**DATA BLOCK**

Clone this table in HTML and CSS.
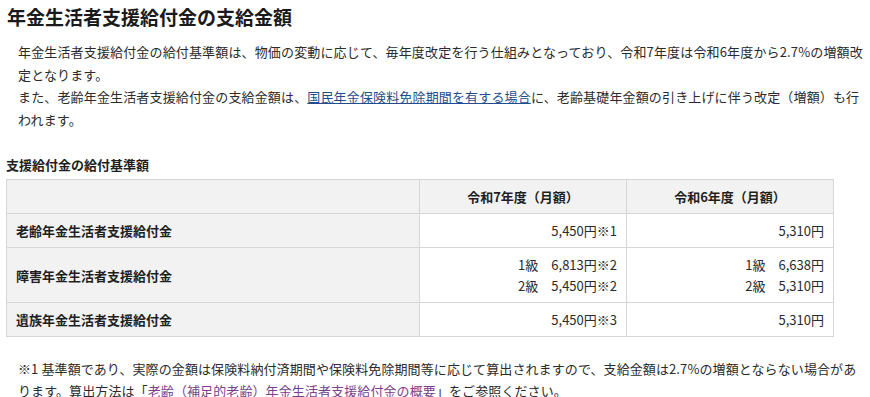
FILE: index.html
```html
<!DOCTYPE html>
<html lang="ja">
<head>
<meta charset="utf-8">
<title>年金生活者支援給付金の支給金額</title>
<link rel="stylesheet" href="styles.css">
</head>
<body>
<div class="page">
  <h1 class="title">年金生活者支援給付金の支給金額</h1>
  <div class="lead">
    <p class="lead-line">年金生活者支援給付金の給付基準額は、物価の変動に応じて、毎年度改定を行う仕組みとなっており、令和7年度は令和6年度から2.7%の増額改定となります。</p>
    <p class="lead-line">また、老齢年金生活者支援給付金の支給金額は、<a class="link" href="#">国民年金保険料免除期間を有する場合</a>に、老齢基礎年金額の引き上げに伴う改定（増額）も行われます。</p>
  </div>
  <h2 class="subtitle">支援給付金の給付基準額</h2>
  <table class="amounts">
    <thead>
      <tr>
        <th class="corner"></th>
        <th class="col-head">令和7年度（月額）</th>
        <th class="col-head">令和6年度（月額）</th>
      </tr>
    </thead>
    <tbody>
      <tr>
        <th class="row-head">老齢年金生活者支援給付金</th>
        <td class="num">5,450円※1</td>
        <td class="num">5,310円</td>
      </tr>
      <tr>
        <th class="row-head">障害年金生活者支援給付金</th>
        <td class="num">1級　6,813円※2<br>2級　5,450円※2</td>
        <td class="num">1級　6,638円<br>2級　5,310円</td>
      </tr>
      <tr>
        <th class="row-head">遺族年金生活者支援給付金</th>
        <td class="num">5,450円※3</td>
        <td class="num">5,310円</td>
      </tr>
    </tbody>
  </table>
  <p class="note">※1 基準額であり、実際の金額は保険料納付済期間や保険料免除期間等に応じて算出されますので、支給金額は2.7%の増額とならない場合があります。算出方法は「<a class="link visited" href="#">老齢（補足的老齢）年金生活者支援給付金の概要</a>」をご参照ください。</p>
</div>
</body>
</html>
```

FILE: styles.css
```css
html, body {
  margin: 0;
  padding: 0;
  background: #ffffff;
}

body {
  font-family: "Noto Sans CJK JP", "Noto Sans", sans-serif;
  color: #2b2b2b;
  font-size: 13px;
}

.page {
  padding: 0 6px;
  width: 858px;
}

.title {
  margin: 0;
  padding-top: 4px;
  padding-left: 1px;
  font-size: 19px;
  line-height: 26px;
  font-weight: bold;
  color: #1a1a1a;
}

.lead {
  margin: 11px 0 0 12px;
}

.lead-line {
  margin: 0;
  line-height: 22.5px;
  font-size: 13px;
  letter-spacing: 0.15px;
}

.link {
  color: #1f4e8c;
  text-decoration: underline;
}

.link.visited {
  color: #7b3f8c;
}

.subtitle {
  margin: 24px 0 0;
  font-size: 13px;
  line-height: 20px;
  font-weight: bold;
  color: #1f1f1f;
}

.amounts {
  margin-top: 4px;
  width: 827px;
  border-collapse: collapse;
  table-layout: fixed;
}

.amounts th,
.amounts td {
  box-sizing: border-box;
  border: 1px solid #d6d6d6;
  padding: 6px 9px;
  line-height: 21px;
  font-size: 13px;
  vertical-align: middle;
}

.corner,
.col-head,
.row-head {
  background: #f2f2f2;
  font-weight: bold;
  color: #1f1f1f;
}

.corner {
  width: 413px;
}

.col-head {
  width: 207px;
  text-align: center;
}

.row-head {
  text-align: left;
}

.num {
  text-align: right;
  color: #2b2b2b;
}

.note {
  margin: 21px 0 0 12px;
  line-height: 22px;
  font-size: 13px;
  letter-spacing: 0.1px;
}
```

**WHAT IS BEING ASKED**
Every line should be retyped exactly, with the pictures omitted.

**OUTPUT OF THE TASK**
Clone this table in HTML and CSS.
FILE: index.html
```html
<!DOCTYPE html>
<html lang="ja">
<head>
<meta charset="utf-8">
<title>年金生活者支援給付金の支給金額</title>
<link rel="stylesheet" href="styles.css">
</head>
<body>
<div class="page">
  <h1 class="title">年金生活者支援給付金の支給金額</h1>
  <div class="lead">
    <p class="lead-line">年金生活者支援給付金の給付基準額は、物価の変動に応じて、毎年度改定を行う仕組みとなっており、令和7年度は令和6年度から2.7%の増額改定となります。</p>
    <p class="lead-line">また、老齢年金生活者支援給付金の支給金額は、<a class="link" href="#">国民年金保険料免除期間を有する場合</a>に、老齢基礎年金額の引き上げに伴う改定（増額）も行われます。</p>
  </div>
  <h2 class="subtitle">支援給付金の給付基準額</h2>
  <table class="amounts">
    <thead>
      <tr>
        <th class="corner"></th>
        <th class="col-head">令和7年度（月額）</th>
        <th class="col-head">令和6年度（月額）</th>
      </tr>
    </thead>
    <tbody>
      <tr>
        <th class="row-head">老齢年金生活者支援給付金</th>
        <td class="num">5,450円※1</td>
        <td class="num">5,310円</td>
      </tr>
      <tr>
        <th class="row-head">障害年金生活者支援給付金</th>
        <td class="num">1級　6,813円※2<br>2級　5,450円※2</td>
        <td class="num">1級　6,638円<br>2級　5,310円</td>
      </tr>
      <tr>
        <th class="row-head">遺族年金生活者支援給付金</th>
        <td class="num">5,450円※3</td>
        <td class="num">5,310円</td>
      </tr>
    </tbody>
  </table>
  <p class="note">※1 基準額であり、実際の金額は保険料納付済期間や保険料免除期間等に応じて算出されますので、支給金額は2.7%の増額とならない場合があります。算出方法は「<a class="link visited" href="#">老齢（補足的老齢）年金生活者支援給付金の概要</a>」をご参照ください。</p>
</div>
</body>
</html>
```

FILE: styles.css
```css
html, body {
  margin: 0;
  padding: 0;
  background: #ffffff;
}

body {
  font-family: "Noto Sans CJK JP", "Noto Sans", sans-serif;
  color: #2b2b2b;
  font-size: 13px;
}

.page {
  padding: 0 6px;
  width: 858px;
}

.title {
  margin: 0;
  padding-top: 4px;
  padding-left: 1px;
  font-size: 19px;
  line-height: 26px;
  font-weight: bold;
  color: #1a1a1a;
}

.lead {
  margin: 11px 0 0 12px;
}

.lead-line {
  margin: 0;
  line-height: 22.5px;
  font-size: 13px;
  letter-spacing: 0.15px;
}

.link {
  color: #1f4e8c;
  text-decoration: underline;
}

.link.visited {
  color: #7b3f8c;
}

.subtitle {
  margin: 24px 0 0;
  font-size: 13px;
  line-height: 20px;
  font-weight: bold;
  color: #1f1f1f;
}

.amounts {
  margin-top: 4px;
  width: 827px;
  border-collapse: collapse;
  table-layout: fixed;
}

.amounts th,
.amounts td {
  box-sizing: border-box;
  border: 1px solid #d6d6d6;
  padding: 6px 9px;
  line-height: 21px;
  font-size: 13px;
  vertical-align: middle;
}

.corner,
.col-head,
.row-head {
  background: #f2f2f2;
  font-weight: bold;
  color: #1f1f1f;
}

.corner {
  width: 413px;
}

.col-head {
  width: 207px;
  text-align: center;
}

.row-head {
  text-align: left;
}

.num {
  text-align: right;
  color: #2b2b2b;
}

.note {
  margin: 21px 0 0 12px;
  line-height: 22px;
  font-size: 13px;
  letter-spacing: 0.1px;
}
```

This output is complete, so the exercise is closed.